# start of Data rows

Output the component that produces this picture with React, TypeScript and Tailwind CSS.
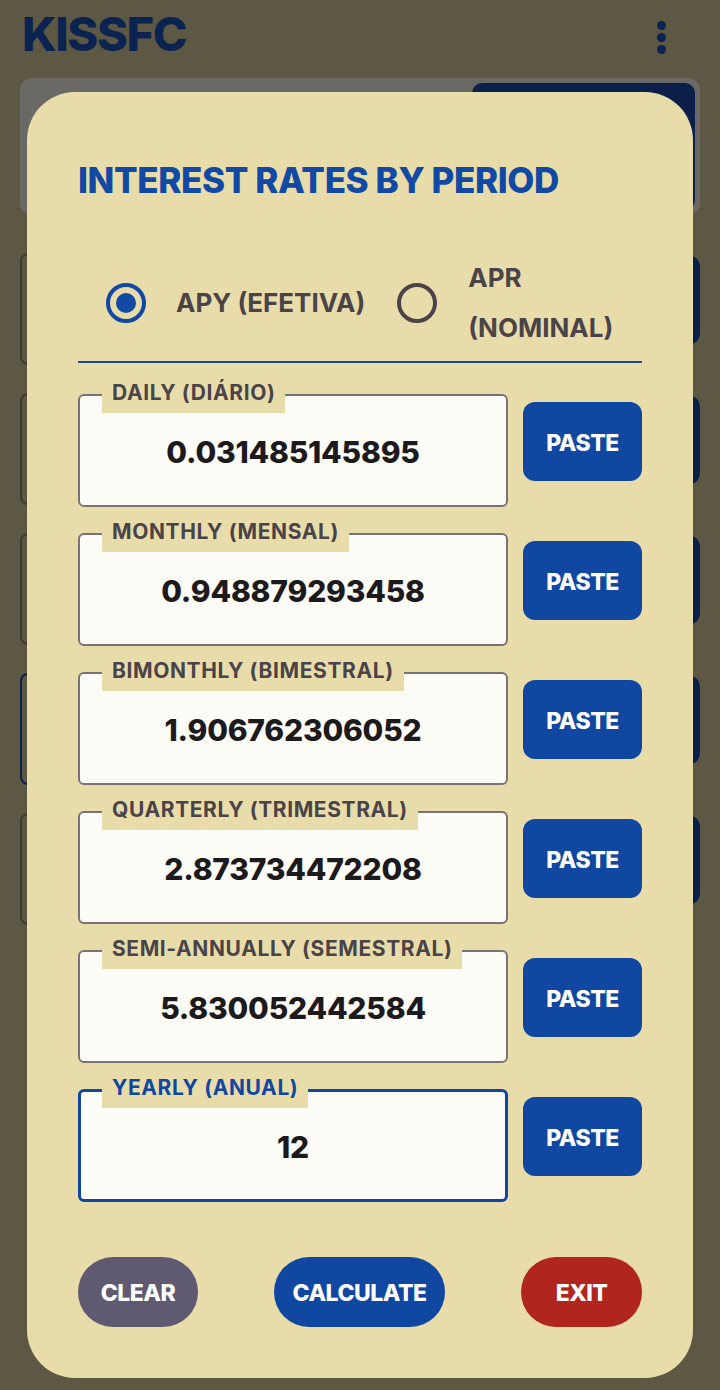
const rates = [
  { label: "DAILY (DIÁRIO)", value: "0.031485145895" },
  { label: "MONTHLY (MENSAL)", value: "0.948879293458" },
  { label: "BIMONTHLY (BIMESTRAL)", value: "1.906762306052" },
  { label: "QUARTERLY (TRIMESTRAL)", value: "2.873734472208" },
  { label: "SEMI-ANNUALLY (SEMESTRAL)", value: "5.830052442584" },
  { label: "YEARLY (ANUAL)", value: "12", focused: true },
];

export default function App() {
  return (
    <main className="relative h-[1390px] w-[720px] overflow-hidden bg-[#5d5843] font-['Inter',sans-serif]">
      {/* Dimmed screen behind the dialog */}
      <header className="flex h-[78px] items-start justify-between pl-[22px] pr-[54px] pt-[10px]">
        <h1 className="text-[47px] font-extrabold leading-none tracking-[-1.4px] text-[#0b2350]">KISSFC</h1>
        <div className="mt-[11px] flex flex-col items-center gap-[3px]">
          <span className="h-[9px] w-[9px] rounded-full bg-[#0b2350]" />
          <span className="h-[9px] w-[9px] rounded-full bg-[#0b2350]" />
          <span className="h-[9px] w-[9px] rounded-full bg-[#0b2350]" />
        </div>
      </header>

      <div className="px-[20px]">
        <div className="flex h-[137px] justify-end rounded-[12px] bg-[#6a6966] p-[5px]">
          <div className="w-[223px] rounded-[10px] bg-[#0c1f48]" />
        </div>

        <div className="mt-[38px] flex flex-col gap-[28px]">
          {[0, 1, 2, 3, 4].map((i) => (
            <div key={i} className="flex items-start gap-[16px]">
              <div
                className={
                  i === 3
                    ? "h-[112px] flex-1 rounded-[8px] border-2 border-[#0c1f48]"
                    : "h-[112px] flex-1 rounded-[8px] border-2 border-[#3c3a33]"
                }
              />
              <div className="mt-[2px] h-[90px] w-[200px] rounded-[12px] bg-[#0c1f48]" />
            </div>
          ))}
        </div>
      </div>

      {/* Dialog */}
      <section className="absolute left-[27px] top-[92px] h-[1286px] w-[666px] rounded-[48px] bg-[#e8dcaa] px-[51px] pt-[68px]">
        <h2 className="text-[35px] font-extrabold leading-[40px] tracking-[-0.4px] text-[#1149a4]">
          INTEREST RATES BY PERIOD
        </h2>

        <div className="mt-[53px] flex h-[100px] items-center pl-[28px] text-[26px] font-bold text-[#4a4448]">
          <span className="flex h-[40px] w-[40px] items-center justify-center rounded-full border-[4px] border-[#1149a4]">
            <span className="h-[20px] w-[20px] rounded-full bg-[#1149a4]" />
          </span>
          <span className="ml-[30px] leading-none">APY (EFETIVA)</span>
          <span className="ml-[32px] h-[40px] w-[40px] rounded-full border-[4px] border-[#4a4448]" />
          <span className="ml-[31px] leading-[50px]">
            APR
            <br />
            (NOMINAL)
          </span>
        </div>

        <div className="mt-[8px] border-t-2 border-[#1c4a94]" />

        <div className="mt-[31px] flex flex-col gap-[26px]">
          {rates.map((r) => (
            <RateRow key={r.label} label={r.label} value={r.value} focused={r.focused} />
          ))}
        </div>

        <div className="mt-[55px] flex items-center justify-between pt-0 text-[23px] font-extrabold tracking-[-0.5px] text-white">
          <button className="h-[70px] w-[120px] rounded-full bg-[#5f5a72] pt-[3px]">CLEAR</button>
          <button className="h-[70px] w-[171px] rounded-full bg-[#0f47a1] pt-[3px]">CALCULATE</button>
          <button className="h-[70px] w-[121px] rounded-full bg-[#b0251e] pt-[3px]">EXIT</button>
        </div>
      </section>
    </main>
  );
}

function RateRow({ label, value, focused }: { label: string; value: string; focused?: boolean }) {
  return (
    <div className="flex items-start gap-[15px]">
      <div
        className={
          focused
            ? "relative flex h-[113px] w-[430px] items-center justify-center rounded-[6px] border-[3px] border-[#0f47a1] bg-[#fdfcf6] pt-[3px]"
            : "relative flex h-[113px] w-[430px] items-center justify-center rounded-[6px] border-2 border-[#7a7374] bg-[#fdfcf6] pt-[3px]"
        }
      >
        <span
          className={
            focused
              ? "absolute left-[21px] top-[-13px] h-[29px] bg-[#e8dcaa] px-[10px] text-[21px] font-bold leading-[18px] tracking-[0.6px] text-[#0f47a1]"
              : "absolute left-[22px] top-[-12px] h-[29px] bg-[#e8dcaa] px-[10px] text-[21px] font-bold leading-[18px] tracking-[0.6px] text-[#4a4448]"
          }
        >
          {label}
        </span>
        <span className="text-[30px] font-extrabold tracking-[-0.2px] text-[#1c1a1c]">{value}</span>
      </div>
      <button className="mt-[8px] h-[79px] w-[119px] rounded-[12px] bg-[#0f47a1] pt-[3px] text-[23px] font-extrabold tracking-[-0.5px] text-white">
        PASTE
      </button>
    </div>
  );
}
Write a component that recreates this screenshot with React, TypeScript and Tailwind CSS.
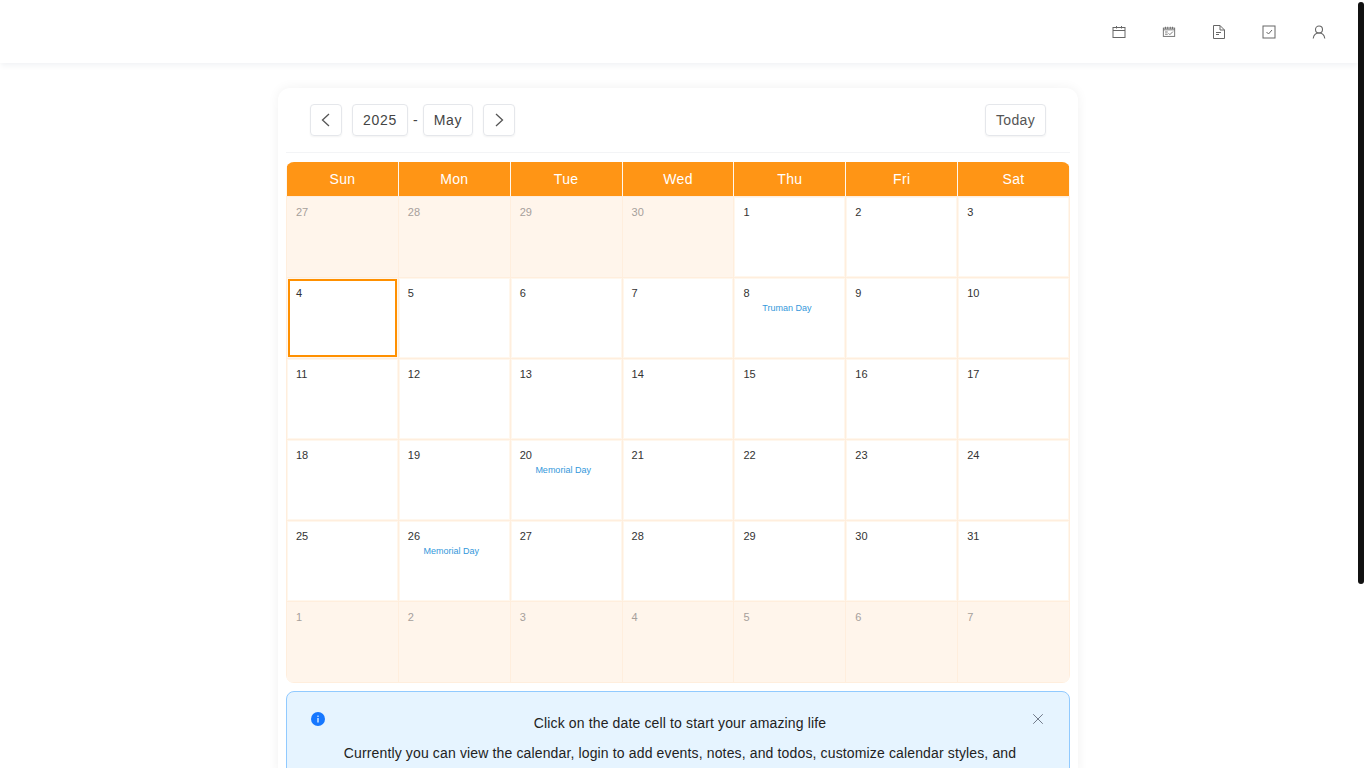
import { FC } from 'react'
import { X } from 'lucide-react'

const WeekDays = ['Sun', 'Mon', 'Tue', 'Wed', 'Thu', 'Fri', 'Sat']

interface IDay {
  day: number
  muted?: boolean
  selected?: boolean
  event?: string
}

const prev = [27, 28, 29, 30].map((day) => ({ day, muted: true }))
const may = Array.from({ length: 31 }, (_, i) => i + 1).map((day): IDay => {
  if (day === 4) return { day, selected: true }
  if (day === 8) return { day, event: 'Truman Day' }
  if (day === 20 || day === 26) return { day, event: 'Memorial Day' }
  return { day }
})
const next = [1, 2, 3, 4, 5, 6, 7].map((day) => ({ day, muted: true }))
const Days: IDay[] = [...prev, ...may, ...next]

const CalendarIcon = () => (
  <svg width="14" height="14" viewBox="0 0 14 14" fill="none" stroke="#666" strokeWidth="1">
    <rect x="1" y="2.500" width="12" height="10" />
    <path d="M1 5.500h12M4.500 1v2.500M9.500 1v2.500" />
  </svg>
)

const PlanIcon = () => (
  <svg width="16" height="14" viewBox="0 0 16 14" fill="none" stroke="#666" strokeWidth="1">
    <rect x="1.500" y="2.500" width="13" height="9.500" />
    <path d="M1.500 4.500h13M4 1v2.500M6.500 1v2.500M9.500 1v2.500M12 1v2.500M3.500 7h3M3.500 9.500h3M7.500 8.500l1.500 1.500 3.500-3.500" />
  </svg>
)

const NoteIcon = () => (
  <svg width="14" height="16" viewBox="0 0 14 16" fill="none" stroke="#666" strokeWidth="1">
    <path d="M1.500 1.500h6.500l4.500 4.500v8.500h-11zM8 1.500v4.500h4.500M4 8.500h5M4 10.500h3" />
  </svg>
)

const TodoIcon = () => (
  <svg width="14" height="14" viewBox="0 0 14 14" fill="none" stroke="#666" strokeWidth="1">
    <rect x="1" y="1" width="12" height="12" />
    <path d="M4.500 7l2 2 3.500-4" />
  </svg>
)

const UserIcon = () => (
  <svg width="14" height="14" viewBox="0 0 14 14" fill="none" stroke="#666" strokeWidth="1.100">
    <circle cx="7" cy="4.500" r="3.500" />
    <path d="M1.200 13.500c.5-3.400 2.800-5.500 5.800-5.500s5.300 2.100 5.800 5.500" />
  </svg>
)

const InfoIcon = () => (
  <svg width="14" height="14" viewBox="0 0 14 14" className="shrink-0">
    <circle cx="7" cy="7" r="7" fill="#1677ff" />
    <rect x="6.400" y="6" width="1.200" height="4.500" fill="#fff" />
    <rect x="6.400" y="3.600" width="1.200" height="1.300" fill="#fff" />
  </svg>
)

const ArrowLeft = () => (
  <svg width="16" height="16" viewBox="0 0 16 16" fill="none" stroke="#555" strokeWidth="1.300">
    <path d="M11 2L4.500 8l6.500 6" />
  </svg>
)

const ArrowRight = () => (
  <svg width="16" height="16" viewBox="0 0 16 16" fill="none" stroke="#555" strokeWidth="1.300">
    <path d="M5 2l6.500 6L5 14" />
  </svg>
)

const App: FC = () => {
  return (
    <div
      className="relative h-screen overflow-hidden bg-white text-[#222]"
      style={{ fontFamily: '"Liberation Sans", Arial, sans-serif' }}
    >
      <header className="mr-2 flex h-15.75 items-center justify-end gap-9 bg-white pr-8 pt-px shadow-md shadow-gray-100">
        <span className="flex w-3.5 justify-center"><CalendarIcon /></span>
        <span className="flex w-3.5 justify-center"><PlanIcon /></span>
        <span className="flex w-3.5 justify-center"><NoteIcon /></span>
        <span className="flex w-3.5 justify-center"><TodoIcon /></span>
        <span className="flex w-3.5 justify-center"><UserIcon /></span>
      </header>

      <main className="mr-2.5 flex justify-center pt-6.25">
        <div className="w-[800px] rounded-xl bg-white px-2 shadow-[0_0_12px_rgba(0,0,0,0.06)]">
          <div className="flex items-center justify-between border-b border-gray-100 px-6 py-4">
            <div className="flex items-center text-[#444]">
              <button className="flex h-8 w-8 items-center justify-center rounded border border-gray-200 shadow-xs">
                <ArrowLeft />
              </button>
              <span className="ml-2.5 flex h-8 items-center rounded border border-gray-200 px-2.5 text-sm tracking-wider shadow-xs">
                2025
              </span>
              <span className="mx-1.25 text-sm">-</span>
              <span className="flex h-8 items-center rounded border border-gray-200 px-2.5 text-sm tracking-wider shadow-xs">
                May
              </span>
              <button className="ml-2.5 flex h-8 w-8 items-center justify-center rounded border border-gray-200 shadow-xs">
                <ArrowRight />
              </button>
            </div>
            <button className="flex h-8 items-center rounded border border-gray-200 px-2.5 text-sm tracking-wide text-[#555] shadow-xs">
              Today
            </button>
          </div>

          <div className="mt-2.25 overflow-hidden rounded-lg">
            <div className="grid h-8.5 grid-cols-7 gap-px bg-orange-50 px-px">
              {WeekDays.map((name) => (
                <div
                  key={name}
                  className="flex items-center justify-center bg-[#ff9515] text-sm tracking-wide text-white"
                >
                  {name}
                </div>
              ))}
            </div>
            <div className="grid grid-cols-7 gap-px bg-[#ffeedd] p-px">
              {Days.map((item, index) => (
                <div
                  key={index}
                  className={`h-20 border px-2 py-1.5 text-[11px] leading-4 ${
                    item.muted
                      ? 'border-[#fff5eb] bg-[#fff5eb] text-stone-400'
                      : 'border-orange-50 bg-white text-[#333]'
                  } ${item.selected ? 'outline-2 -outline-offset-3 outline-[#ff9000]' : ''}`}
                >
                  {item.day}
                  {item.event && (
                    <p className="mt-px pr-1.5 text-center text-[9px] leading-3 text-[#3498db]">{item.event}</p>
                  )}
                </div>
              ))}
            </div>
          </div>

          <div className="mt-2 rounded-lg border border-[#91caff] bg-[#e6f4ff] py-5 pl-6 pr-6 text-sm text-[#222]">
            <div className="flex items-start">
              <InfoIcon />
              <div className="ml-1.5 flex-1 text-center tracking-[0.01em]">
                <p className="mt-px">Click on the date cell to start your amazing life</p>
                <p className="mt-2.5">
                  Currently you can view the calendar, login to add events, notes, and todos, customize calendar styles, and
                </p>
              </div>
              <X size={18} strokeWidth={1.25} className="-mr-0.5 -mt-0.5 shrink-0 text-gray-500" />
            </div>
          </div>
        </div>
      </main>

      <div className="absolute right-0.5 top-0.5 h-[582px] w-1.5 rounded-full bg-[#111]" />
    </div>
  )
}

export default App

# end of Data rows

Task directions = Determine how many lines of the data contain "Tailwind" and give nothing but that number.

Written answer = 2